After the 1967 war, Israel was required by international law to return the occupied territories.  Following the Oslo agreement Israel tried to impose conditions on the Palestinians that the Palestinians found unacceptable. Imposing conditions is not negotiation. The Palestinians have found an ugly but effective way of fighting back against a superior military power. Pounding them more and more will clearly not stop them; it will not wipe out groups of terrorists, but create new ones, as is happening day after day. Violence creates violence creates more violence.

I object to the emails I am getting because we sound just like their radicals.  It's mine mine mine.  "It's mine because when Muslims pray, they keep their rear ends pointed to Jerusalem, while Jews turn their faces towards Jerusalem." Yes, I've heard that one too.

Slideshows like this one are not only inaccurate but they are counter-productive in my book.  You cannot talk with someone unless you can see the world through their eyes. The "we are 100% right and you are 100% wrong" approach has proven itself a pretty disastrous and bloody path to take. We can't change our enemy, we can only change ourselves; we cannot change how they behave, only how we behave. Isn't that what we teach our children?  

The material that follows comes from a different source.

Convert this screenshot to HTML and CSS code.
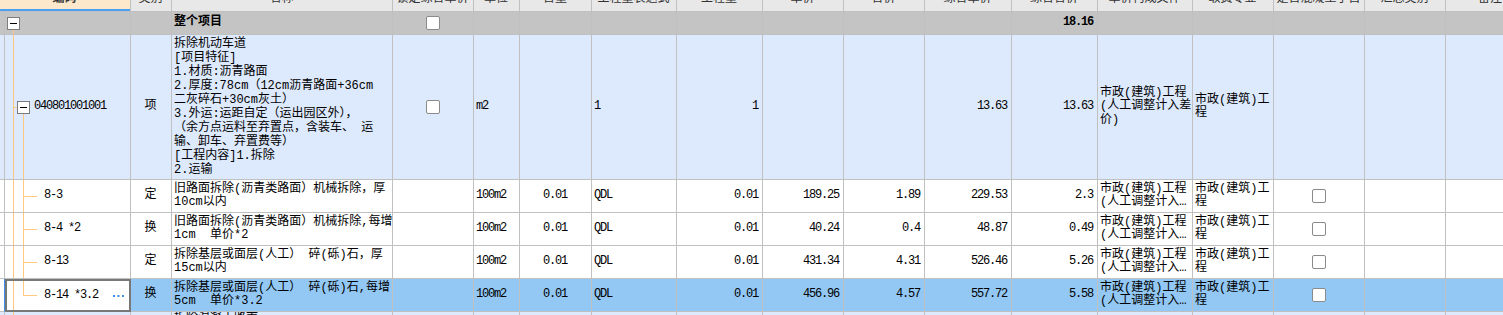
FILE: index.html
```html
<!DOCTYPE html>
<html lang="zh-CN">
<head>
    <meta charset="UTF-8">
    <title>分部分项工程</title>
    <link rel="stylesheet" href="styles.css">
</head>
<body>

<div class="sheet">

    <div class="row head">
        <div class="cell code-head">编码</div>
        <div class="cell">类别</div>
        <div class="cell">名称</div>
        <div class="cell">锁定综合单价</div>
        <div class="cell">单位</div>
        <div class="cell">含量</div>
        <div class="cell">工程量表达式</div>
        <div class="cell">工程量</div>
        <div class="cell">单价</div>
        <div class="cell">合价</div>
        <div class="cell">综合单价</div>
        <div class="cell">综合合价</div>
        <div class="cell">单价构成文件</div>
        <div class="cell">取费专业</div>
        <div class="cell">是否混凝土子目</div>
        <div class="cell">汇总类别</div>
        <div class="cell">备注</div>
    </div>

    <div class="row total">
        <div class="cell gutter"></div>
        <div class="cell tree tree-root">
            <svg class="fold" width="13" height="13"><rect x="0.5" y="0.5" width="12" height="12" fill="#fff" stroke="#7c7c7c"/><path d="M3 6.5h7" stroke="#000"/></svg>
        </div>
        <div class="cell"></div>
        <div class="cell name"><b>整个项目</b></div>
        <div class="cell c"><span class="check"></span></div>
        <div class="cell"></div>
        <div class="cell"></div>
        <div class="cell"></div>
        <div class="cell"></div>
        <div class="cell"></div>
        <div class="cell"></div>
        <div class="cell"></div>
        <div class="cell r n"><b>18.16</b></div>
        <div class="cell"></div>
        <div class="cell"></div>
        <div class="cell"></div>
        <div class="cell"></div>
        <div class="cell"></div>
    </div>

    <div class="row item">
        <div class="cell gutter"></div>
        <div class="cell tree tree-item">
            <svg class="fold" width="13" height="13"><rect x="0.5" y="0.5" width="12" height="12" fill="#fff" stroke="#7c7c7c"/><path d="M3 6.5h7" stroke="#000"/></svg>
            <span class="code">040801001001</span>
        </div>
        <div class="cell c">项</div>
        <div class="cell name tall">拆除机动车道<br>[项目特征]<br>1.材质:沥青路面<br>2.厚度:78cm（12cm沥青路面+36cm<br>二灰碎石+30cm灰土）<br>3.外运:运距自定（运出园区外），<br>（余方点运料至弃置点，含装车、 运<br>输、卸车、弃置费等）<br>[工程内容]1.拆除<br>2.运输</div>
        <div class="cell c"><span class="check"></span></div>
        <div class="cell n">m2</div>
        <div class="cell"></div>
        <div class="cell n">1</div>
        <div class="cell r n">1</div>
        <div class="cell"></div>
        <div class="cell"></div>
        <div class="cell r n">13.63</div>
        <div class="cell r n">13.63</div>
        <div class="cell">市政(建筑)工程<br>(人工调整计入差<br>价)</div>
        <div class="cell">市政(建筑)工<br>程</div>
        <div class="cell"></div>
        <div class="cell"></div>
        <div class="cell"></div>
    </div>

    <div class="row sub">
        <div class="cell gutter"></div>
        <div class="cell tree tree-leaf">8-3</div>
        <div class="cell c">定</div>
        <div class="cell name">旧路面拆除(沥青类路面）机械拆除，厚<br>10cm以内</div>
        <div class="cell"></div>
        <div class="cell n">100m2</div>
        <div class="cell c n">0.01</div>
        <div class="cell n">QDL</div>
        <div class="cell r n">0.01</div>
        <div class="cell r n">189.25</div>
        <div class="cell r n">1.89</div>
        <div class="cell r n">229.53</div>
        <div class="cell r n">2.3</div>
        <div class="cell">市政(建筑)工程<br>(人工调整计入…</div>
        <div class="cell">市政(建筑)工<br>程</div>
        <div class="cell c"><span class="check"></span></div>
        <div class="cell"></div>
        <div class="cell"></div>
    </div>

    <div class="row sub">
        <div class="cell gutter"></div>
        <div class="cell tree tree-leaf">8-4 *2</div>
        <div class="cell c">换</div>
        <div class="cell name">旧路面拆除(沥青类路面）机械拆除,每增<br>1cm&nbsp;&nbsp;单价*2</div>
        <div class="cell"></div>
        <div class="cell n">100m2</div>
        <div class="cell c n">0.01</div>
        <div class="cell n">QDL</div>
        <div class="cell r n">0.01</div>
        <div class="cell r n">40.24</div>
        <div class="cell r n">0.4</div>
        <div class="cell r n">48.87</div>
        <div class="cell r n">0.49</div>
        <div class="cell">市政(建筑)工程<br>(人工调整计入…</div>
        <div class="cell">市政(建筑)工<br>程</div>
        <div class="cell c"><span class="check"></span></div>
        <div class="cell"></div>
        <div class="cell"></div>
    </div>

    <div class="row sub">
        <div class="cell gutter"></div>
        <div class="cell tree tree-leaf">8-13</div>
        <div class="cell c">定</div>
        <div class="cell name">拆除基层或面层(人工） 碎(砾)石，厚<br>15cm以内</div>
        <div class="cell"></div>
        <div class="cell n">100m2</div>
        <div class="cell c n">0.01</div>
        <div class="cell n">QDL</div>
        <div class="cell r n">0.01</div>
        <div class="cell r n">431.34</div>
        <div class="cell r n">4.31</div>
        <div class="cell r n">526.46</div>
        <div class="cell r n">5.26</div>
        <div class="cell">市政(建筑)工程<br>(人工调整计入…</div>
        <div class="cell">市政(建筑)工<br>程</div>
        <div class="cell c"><span class="check"></span></div>
        <div class="cell"></div>
        <div class="cell"></div>
    </div>

    <div class="row sub sel">
        <div class="cell gutter"></div>
        <div class="cell tree tree-last focus">
            <span>8-14 *3.2</span>
            <svg class="more" width="11" height="2"><rect x="0" width="2" height="2"/><rect x="4.5" width="2" height="2"/><rect x="9" width="2" height="2"/></svg>
        </div>
        <div class="cell c">换</div>
        <div class="cell name">拆除基层或面层(人工） 碎(砾)石,每增<br>5cm&nbsp;&nbsp;单价*3.2</div>
        <div class="cell"></div>
        <div class="cell n">100m2</div>
        <div class="cell c n">0.01</div>
        <div class="cell n">QDL</div>
        <div class="cell r n">0.01</div>
        <div class="cell r n">456.96</div>
        <div class="cell r n">4.57</div>
        <div class="cell r n">557.72</div>
        <div class="cell r n">5.58</div>
        <div class="cell">市政(建筑)工程<br>(人工调整计入…</div>
        <div class="cell">市政(建筑)工<br>程</div>
        <div class="cell c"><span class="check"></span></div>
        <div class="cell"></div>
        <div class="cell"></div>
    </div>

    <div class="row item">
        <div class="cell gutter"></div>
        <div class="cell tree tree-next"></div>
        <div class="cell"></div>
        <div class="cell name tall top">拆除混凝土路面<br>[项目特征]</div>
        <div class="cell"></div>
        <div class="cell"></div>
        <div class="cell"></div>
        <div class="cell"></div>
        <div class="cell"></div>
        <div class="cell"></div>
        <div class="cell"></div>
        <div class="cell"></div>
        <div class="cell"></div>
        <div class="cell"></div>
        <div class="cell"></div>
        <div class="cell"></div>
        <div class="cell"></div>
        <div class="cell"></div>
    </div>

</div>

</body>
</html>
```

FILE: styles.css
```css
body {
    margin: 0;
    overflow: hidden;
    background: #fff;
}
.sheet {
    width: 1536px;
    margin-top: -12px; /* header is scrolled half out of view */
    font-family: "Liberation Mono", "Noto Sans CJK SC", monospace;
    font-size: 12px;
    color: #000;
}
.row {
    display: grid;
    grid-template-columns: 5px 126px 41px 221px 81px 46px 72px 85px 86px 81px 81px 87px 86px 95px 81px 91px 81px 90px;
}
.cell {
    box-sizing: border-box;
    display: flex;
    align-items: center;
    padding: 0 3px 0 2px;
    border-right: 1px solid #c0c0c0;
    border-bottom: 1px solid #c0c0c0;
    overflow: hidden;
    white-space: nowrap;
    line-height: 13.5px;
}
.c {
    justify-content: center;
}
.r {
    justify-content: flex-end;
}
.n {
    letter-spacing: -1.2px; /* narrow digits like the original bitmap font */
}
.r.n {
    padding-right: 4px;
}
.top {
    align-items: flex-start;
}
.tall {
    line-height: 14px;
}

/* rows */
.head {
    height: 24px;
    background: #e8e8e8;
}
.head .cell {
    justify-content: center;
    color: #333;
}
.head .code-head {
    grid-column: span 2;
    background: #fde8cb;
    box-shadow: inset 0 -2px #4aa0f4;
    font-weight: bold;
}
.total {
    height: 23px;
    background: #c4c4c4;
}
.item {
    height: 145px;
    background: #dde9fc;
}
.sub {
    height: 33px;
    background: #fff;
}
.sel {
    background: #93c8f5;
}
.gutter {
    padding: 0;
}
.sel .gutter {
    background: #fff;
    border-right-color: #3d8ee8;
}

/* tree column */
.tree {
    --ln: linear-gradient(#ffc880, #ffc880);
    padding: 0;
    letter-spacing: -1.2px;
    background-repeat: no-repeat;
    background-origin: border-box;
}
.tree-root {
    background-image: var(--ln);
    background-position: 8px 100%;
    background-size: 1px 50%;
}
.tree-root .fold {
    margin-left: 2px;
}
.tree-item {
    background-image: var(--ln), var(--ln), var(--ln);
    background-position: 8px 0, 8px 50%, 18px 100%;
    background-size: 1px 100%, 4px 1px, 1px 50%;
}
.tree-item .fold {
    margin-left: 12px;
    margin-right: 4px;
}
.tree-leaf,
.tree-last {
    padding-left: 39px;
    background-image: var(--ln), var(--ln), var(--ln);
    background-position: 8px 0, 18px 0, 18px 50%;
    background-size: 1px 100%, 1px 100%, 14px 1px;
}
.tree-last {
    background-size: 1px 100%, 1px 50%, 14px 1px;
}
.tree-next {
    background-image: var(--ln);
    background-position: 8px 0;
    background-size: 1px 100%;
}
.focus {
    background-color: #fff;
    border: 2px solid #787878;
    padding-left: 37px;
}
.fold {
    flex: none;
}
.more {
    flex: none;
    margin-left: auto;
    margin-right: 5px;
    fill: #3d8ee8;
}

.check {
    box-sizing: border-box;
    width: 14px;
    height: 14px;
    background: #fff;
    border: 1px solid #8a8a8a;
    border-radius: 2px;
}
```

So we should start by doing something that shows we want peace, like dismantling settlements in the West Bank. Until we do that, nothing but nothing will ever change in this region. We should not be concerning ourselves with being "right" as this slideshow tries so hard to do; we should be focusing on being "smart." Because until we do that, we'll continue to have two groups on either side of the fence, and sometimes crossing over it, screaming at each other over and over and over, screaming their mantra -- like the author of this  slideshow: "It's mine mine mine mine mine mine."  And each believing in its truth 100%.  And each dying for it.